- [STORED ROWS]:
-*-

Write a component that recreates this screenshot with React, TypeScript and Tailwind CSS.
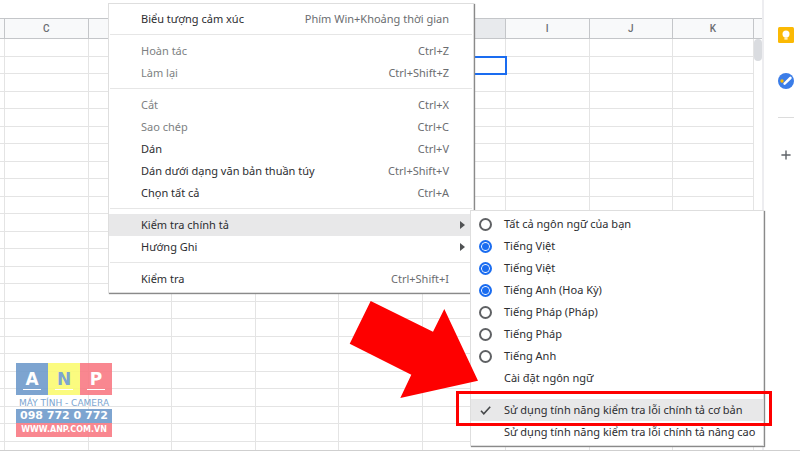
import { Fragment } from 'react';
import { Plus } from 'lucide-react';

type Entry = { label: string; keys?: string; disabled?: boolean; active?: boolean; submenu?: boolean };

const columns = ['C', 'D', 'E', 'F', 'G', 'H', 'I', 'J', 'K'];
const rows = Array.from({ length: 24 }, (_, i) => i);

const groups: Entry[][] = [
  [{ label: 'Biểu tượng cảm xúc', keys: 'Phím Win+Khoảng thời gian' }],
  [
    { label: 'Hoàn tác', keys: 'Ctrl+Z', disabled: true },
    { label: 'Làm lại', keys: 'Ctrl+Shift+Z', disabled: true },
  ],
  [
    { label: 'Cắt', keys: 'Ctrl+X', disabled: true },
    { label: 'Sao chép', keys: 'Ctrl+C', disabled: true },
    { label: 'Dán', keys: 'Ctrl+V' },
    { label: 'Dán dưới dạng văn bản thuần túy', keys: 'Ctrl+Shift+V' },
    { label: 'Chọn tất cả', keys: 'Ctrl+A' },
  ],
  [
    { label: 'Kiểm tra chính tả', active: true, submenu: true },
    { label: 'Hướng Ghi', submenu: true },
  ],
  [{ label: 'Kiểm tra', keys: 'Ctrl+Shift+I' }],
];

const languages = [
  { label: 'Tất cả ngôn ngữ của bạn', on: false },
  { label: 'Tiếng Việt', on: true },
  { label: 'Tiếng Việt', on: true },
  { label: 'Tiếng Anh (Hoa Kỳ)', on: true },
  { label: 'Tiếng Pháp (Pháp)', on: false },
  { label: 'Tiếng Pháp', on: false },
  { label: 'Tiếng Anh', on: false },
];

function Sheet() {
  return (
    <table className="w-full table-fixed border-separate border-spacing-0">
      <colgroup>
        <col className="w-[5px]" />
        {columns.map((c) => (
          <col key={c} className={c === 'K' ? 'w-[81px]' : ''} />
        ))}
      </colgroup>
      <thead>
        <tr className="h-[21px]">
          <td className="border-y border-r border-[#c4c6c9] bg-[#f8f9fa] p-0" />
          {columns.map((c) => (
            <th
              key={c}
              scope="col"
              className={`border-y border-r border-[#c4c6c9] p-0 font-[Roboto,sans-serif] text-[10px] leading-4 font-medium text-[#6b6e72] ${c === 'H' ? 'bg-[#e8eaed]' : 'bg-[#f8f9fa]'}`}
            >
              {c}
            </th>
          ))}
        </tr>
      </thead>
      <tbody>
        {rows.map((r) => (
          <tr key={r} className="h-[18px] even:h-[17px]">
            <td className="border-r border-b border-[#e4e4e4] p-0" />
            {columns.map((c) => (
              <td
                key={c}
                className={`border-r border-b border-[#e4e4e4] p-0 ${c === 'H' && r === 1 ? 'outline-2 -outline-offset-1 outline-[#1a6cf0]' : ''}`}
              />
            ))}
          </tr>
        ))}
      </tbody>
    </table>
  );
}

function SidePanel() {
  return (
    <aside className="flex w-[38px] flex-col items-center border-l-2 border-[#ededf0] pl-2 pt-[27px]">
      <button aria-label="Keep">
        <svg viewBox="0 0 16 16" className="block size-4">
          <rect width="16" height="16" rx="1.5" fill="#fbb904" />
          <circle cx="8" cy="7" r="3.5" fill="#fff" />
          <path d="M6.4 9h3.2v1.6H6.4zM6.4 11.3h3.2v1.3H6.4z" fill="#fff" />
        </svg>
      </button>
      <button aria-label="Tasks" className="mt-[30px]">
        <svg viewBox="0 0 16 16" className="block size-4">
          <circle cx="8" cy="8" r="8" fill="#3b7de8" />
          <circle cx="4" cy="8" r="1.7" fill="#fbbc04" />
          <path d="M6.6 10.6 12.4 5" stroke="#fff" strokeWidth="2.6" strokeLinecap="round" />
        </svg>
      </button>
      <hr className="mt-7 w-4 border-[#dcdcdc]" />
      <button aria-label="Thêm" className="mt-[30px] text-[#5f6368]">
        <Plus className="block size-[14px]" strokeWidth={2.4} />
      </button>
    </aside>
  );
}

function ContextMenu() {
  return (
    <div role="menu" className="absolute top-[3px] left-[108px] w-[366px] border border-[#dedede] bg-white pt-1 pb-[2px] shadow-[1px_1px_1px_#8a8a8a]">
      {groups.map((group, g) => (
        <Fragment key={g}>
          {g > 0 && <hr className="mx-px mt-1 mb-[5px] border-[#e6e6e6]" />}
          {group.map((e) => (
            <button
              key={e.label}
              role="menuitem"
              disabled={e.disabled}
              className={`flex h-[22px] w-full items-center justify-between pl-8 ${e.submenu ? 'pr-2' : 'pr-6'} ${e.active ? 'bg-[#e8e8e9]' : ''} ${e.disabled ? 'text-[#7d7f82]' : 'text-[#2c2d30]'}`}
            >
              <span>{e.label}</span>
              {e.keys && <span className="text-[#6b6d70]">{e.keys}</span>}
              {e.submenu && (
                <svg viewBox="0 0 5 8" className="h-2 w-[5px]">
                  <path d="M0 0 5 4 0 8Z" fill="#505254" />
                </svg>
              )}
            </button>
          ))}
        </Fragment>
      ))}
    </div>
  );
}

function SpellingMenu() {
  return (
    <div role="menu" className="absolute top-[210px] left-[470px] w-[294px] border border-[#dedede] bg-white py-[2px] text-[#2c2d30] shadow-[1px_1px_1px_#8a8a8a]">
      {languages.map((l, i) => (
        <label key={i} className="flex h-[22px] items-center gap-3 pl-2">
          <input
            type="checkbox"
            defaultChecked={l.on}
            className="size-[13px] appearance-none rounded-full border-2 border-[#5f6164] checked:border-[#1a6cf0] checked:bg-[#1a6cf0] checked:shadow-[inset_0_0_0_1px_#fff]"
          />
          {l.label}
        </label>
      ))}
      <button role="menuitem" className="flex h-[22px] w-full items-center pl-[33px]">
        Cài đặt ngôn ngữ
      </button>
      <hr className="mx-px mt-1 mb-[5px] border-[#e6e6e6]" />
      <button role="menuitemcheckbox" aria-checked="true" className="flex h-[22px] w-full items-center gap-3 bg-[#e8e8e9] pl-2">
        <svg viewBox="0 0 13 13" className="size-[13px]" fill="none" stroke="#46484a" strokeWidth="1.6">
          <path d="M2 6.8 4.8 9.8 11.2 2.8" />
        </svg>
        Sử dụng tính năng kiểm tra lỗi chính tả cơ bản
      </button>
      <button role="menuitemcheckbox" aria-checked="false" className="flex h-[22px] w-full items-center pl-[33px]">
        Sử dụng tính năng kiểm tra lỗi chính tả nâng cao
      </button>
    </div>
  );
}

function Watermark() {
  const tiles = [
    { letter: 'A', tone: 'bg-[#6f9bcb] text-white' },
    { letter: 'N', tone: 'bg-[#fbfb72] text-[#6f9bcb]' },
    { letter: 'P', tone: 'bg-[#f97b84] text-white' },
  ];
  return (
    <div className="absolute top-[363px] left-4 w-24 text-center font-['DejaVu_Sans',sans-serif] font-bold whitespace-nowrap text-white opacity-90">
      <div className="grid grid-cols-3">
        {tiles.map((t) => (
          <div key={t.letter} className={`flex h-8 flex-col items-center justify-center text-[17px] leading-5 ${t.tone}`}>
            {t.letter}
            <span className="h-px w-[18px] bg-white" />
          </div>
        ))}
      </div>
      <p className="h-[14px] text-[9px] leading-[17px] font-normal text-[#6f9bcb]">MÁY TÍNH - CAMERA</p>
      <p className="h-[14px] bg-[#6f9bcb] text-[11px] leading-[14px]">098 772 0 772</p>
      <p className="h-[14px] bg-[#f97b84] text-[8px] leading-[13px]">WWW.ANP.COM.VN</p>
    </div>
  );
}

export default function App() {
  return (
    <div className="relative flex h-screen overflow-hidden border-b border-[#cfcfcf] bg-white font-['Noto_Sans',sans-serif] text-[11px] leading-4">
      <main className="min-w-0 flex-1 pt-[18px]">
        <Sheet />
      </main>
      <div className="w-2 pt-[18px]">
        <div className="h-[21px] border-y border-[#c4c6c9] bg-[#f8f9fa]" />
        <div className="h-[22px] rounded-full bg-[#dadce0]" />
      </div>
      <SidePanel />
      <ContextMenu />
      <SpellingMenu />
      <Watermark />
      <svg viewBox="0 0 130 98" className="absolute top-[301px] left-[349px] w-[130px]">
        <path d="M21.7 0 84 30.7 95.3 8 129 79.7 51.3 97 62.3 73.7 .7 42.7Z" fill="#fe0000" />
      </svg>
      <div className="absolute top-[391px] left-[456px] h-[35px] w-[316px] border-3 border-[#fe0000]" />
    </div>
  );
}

-*-

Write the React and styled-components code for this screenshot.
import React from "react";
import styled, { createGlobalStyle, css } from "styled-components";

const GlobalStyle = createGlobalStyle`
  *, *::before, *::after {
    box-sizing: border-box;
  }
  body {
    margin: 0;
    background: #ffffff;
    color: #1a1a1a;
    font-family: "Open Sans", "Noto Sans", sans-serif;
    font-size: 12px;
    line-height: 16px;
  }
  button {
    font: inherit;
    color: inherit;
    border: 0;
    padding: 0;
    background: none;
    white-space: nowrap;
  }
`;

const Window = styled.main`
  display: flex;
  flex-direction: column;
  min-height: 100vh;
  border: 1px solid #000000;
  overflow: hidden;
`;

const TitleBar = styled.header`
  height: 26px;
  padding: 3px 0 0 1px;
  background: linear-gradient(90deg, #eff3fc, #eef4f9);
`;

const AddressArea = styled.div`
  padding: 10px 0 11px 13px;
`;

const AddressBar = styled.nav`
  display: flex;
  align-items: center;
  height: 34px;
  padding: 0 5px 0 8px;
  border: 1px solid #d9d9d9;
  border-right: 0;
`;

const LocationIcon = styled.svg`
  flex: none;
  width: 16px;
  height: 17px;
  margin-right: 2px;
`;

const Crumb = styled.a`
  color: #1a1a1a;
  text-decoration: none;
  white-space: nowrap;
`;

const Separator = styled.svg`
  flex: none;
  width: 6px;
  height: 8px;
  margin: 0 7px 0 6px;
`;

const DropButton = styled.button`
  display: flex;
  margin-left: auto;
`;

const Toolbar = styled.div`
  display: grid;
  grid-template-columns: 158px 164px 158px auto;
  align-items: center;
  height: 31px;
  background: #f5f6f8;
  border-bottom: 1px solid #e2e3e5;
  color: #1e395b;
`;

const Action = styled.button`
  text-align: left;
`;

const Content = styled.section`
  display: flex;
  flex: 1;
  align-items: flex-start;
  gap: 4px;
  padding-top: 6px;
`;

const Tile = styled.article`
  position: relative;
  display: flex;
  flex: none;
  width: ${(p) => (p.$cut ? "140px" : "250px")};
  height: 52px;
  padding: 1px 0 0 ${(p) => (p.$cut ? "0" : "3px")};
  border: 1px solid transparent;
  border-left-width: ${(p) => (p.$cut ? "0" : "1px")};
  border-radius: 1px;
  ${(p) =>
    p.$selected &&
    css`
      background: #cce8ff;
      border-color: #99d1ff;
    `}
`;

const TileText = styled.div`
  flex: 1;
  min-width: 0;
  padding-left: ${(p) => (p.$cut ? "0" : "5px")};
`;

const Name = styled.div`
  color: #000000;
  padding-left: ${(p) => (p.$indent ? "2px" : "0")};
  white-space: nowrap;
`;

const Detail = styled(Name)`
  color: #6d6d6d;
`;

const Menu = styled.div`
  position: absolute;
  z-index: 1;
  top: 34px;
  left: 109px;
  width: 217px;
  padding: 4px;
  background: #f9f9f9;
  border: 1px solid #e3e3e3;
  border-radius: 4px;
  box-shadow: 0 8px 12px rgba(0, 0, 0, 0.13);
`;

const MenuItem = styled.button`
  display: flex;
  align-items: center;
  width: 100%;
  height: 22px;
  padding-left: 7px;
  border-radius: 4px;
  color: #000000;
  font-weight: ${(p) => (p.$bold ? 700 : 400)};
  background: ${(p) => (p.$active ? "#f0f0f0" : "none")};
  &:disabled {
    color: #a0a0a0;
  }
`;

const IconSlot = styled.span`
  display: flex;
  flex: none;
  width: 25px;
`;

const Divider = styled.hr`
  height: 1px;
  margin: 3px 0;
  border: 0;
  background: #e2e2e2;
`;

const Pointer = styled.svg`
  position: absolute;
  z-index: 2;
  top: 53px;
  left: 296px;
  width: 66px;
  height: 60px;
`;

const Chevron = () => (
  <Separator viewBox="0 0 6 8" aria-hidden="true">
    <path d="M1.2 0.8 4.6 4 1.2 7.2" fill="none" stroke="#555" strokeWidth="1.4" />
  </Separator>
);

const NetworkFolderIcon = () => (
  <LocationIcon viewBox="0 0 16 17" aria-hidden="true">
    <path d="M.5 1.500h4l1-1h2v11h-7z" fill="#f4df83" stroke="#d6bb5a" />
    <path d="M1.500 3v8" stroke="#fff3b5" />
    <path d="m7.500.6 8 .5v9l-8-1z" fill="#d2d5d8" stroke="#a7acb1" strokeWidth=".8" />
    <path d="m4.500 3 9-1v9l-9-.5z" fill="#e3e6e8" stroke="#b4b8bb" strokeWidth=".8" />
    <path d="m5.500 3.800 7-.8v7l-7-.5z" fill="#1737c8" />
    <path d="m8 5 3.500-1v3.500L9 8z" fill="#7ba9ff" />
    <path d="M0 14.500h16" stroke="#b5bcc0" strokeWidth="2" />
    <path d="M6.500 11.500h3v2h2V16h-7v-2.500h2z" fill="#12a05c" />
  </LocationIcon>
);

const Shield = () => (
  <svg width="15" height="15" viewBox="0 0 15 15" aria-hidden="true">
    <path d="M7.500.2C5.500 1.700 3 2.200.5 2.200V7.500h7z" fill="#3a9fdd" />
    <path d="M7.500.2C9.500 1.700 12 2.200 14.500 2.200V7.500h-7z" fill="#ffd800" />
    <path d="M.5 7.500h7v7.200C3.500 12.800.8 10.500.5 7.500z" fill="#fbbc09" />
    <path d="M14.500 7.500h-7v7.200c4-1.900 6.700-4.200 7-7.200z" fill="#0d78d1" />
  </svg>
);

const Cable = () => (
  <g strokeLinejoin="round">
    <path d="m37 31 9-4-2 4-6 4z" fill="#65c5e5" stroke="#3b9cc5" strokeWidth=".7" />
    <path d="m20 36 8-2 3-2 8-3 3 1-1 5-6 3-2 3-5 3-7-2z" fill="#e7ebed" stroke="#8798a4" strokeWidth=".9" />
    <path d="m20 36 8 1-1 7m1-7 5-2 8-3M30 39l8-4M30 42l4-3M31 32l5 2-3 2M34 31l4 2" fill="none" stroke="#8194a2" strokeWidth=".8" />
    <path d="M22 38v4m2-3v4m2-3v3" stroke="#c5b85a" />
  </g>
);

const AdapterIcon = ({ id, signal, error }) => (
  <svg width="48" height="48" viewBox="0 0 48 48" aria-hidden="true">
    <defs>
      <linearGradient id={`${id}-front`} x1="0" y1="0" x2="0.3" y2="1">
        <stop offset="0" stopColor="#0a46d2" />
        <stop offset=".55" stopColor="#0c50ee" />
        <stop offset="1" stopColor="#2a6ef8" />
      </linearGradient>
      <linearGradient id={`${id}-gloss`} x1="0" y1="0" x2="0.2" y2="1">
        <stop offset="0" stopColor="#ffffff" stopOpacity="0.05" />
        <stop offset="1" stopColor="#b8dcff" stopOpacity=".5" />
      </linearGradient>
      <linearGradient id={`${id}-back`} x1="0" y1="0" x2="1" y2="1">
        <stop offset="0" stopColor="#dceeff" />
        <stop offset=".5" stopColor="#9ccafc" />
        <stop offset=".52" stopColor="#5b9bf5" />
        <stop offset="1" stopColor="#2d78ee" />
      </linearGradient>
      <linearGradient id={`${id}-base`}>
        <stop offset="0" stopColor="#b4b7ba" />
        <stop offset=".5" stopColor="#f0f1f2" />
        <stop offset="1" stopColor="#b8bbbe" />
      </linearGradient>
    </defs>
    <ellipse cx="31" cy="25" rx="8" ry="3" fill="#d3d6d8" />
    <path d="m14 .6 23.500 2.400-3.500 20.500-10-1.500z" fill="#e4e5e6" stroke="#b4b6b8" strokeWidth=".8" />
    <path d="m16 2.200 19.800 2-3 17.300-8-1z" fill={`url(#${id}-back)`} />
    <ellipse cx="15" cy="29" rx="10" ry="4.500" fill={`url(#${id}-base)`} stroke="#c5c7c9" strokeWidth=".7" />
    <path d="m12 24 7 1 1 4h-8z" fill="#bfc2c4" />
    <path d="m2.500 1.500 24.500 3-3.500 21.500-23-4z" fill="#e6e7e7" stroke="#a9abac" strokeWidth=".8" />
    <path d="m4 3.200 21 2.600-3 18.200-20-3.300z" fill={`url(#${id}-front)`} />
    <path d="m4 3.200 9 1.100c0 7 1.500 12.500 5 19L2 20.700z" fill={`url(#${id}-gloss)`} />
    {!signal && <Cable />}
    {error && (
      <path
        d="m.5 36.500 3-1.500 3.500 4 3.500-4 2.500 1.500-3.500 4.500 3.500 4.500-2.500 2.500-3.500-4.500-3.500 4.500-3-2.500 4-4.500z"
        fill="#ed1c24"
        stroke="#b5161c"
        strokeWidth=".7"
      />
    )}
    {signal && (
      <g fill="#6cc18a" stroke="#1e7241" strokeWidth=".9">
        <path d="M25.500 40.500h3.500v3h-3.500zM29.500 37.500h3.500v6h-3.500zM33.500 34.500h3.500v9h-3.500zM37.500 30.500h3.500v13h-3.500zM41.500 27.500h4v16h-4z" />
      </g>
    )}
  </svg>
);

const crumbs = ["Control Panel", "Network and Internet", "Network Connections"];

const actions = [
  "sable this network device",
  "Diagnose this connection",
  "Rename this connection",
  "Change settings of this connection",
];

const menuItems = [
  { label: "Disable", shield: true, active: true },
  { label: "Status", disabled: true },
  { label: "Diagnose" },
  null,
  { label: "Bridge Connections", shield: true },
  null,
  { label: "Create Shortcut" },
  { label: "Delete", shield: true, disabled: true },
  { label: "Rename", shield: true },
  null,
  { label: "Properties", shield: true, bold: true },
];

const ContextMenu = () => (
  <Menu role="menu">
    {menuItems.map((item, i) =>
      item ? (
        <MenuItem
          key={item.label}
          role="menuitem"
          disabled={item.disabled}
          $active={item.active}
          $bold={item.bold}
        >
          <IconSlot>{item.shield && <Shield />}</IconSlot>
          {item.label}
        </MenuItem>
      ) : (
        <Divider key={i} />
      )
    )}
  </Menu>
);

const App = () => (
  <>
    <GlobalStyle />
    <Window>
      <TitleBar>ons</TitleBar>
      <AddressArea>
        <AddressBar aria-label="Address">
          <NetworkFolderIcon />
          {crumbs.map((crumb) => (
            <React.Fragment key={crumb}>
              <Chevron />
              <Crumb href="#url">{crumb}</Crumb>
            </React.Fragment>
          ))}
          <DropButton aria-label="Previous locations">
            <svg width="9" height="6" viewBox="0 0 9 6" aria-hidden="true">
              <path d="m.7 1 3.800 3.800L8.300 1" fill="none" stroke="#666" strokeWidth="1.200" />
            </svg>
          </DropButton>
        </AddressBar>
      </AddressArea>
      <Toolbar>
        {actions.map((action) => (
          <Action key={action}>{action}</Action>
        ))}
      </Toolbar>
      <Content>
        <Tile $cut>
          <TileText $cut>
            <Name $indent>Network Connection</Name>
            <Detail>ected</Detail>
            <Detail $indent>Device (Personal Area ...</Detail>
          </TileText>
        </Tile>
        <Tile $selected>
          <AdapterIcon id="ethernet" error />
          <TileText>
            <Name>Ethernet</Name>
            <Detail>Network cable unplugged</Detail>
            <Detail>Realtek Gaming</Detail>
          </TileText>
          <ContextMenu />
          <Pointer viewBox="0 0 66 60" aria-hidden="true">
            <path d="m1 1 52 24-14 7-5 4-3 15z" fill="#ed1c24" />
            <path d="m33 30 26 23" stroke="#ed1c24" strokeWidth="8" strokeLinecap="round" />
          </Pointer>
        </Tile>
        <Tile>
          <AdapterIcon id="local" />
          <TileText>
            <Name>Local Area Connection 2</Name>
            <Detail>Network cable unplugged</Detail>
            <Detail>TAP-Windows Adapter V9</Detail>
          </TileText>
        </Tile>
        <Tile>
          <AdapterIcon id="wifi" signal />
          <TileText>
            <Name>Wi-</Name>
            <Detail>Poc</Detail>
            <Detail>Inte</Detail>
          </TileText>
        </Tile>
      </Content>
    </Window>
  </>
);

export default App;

-*-

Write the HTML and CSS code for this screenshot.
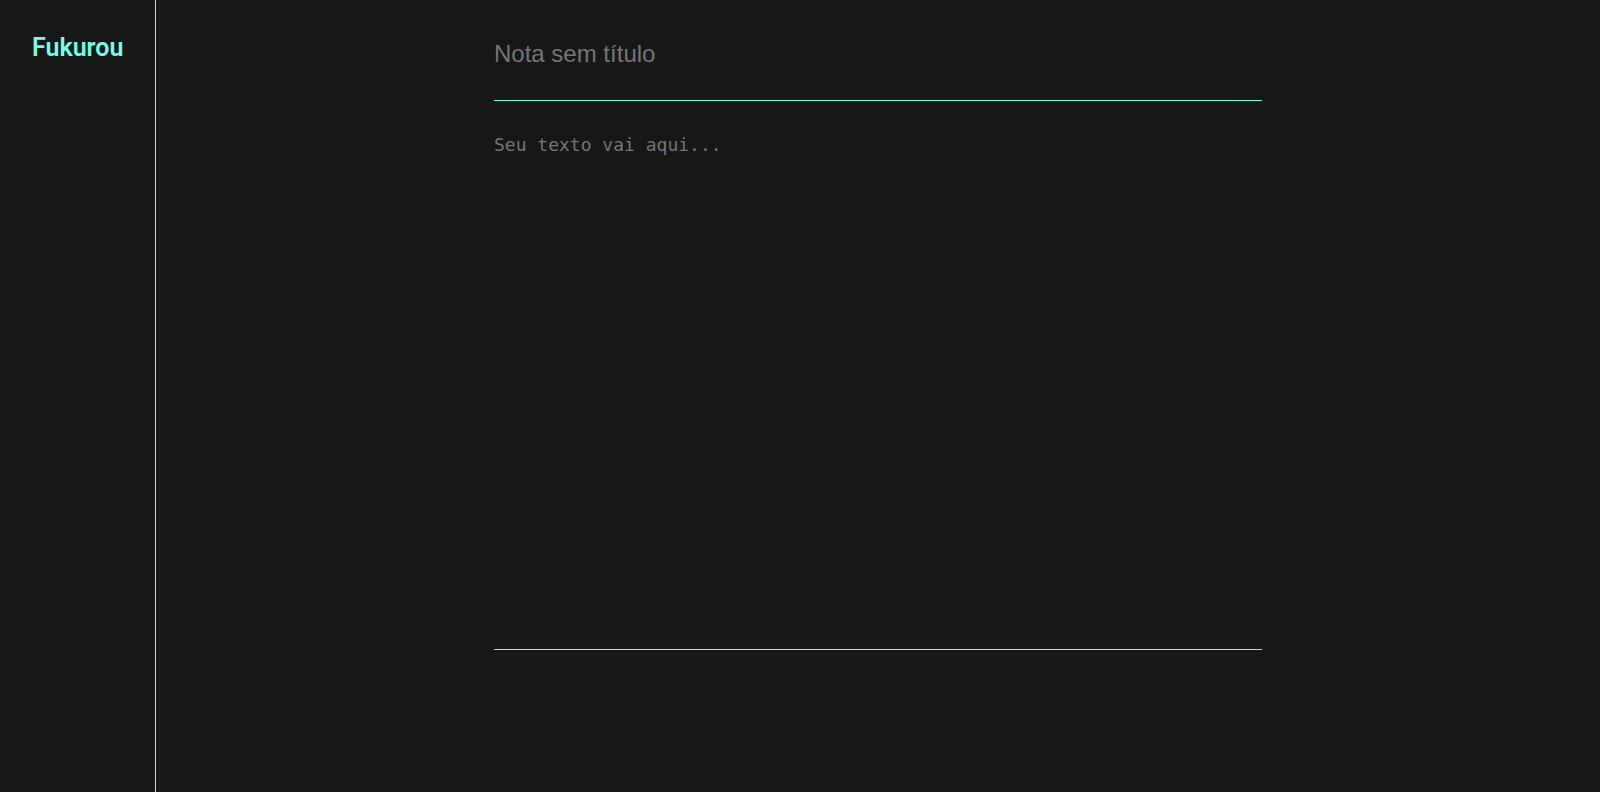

-*-

- [TASK DESCRIPTION]: Search the data for "Write". Copy every line that has it.

- [FINISHED TASK]:
Write a component that recreates this screenshot with React, TypeScript and Tailwind CSS.
Write the React and styled-components code for this screenshot.
Write the HTML and CSS code for this screenshot.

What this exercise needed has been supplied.